To be done. Where the word "styles" occurs in a line, return that line.

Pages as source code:
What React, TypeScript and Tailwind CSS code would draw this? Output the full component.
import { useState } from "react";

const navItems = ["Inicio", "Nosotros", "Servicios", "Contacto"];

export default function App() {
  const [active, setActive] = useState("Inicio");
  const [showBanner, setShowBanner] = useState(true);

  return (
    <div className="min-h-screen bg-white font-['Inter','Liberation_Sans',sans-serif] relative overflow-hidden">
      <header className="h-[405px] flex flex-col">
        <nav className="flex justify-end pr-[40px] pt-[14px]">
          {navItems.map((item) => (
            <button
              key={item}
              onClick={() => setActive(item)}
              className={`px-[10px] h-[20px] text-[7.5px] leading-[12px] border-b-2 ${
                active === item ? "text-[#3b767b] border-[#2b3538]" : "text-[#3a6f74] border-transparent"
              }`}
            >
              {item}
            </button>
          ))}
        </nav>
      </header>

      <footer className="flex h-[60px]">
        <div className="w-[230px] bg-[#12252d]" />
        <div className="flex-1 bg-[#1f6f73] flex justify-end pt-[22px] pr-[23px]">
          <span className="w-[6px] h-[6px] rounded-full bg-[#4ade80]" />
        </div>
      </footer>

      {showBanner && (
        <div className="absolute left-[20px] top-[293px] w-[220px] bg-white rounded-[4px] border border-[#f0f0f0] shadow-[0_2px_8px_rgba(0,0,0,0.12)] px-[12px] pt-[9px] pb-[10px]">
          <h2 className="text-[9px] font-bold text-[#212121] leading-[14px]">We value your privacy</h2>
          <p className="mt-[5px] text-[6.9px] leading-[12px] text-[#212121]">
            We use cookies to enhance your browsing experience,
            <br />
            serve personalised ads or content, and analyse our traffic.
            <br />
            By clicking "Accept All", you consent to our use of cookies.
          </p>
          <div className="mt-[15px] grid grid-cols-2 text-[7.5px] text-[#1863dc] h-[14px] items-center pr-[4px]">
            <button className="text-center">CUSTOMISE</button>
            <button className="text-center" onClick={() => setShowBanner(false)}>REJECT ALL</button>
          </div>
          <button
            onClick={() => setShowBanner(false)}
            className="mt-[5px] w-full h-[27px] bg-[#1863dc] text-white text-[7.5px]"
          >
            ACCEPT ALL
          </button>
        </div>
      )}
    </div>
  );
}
--
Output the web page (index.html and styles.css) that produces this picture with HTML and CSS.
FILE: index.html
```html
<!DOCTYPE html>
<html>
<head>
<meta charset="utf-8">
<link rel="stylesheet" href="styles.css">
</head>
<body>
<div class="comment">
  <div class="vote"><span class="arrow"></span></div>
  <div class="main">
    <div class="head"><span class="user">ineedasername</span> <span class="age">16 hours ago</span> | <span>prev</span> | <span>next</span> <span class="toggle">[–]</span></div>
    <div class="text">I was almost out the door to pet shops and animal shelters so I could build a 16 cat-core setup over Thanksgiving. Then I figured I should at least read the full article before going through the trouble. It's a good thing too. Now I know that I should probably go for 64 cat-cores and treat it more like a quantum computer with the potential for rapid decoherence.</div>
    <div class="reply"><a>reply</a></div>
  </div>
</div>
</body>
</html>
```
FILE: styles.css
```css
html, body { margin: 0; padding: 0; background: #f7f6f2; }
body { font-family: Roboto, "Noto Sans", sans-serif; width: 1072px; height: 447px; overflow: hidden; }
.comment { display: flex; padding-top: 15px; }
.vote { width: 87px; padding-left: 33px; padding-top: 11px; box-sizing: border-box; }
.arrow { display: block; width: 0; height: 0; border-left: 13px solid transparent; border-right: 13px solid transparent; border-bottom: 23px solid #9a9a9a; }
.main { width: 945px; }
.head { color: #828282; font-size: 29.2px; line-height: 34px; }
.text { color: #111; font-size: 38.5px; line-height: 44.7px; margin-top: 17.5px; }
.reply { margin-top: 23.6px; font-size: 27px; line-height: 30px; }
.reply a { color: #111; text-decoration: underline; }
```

Solution to this task.
Output the web page (index.html and styles.css) that produces this picture with HTML and CSS.
<link rel="stylesheet" href="styles.css">
FILE: styles.css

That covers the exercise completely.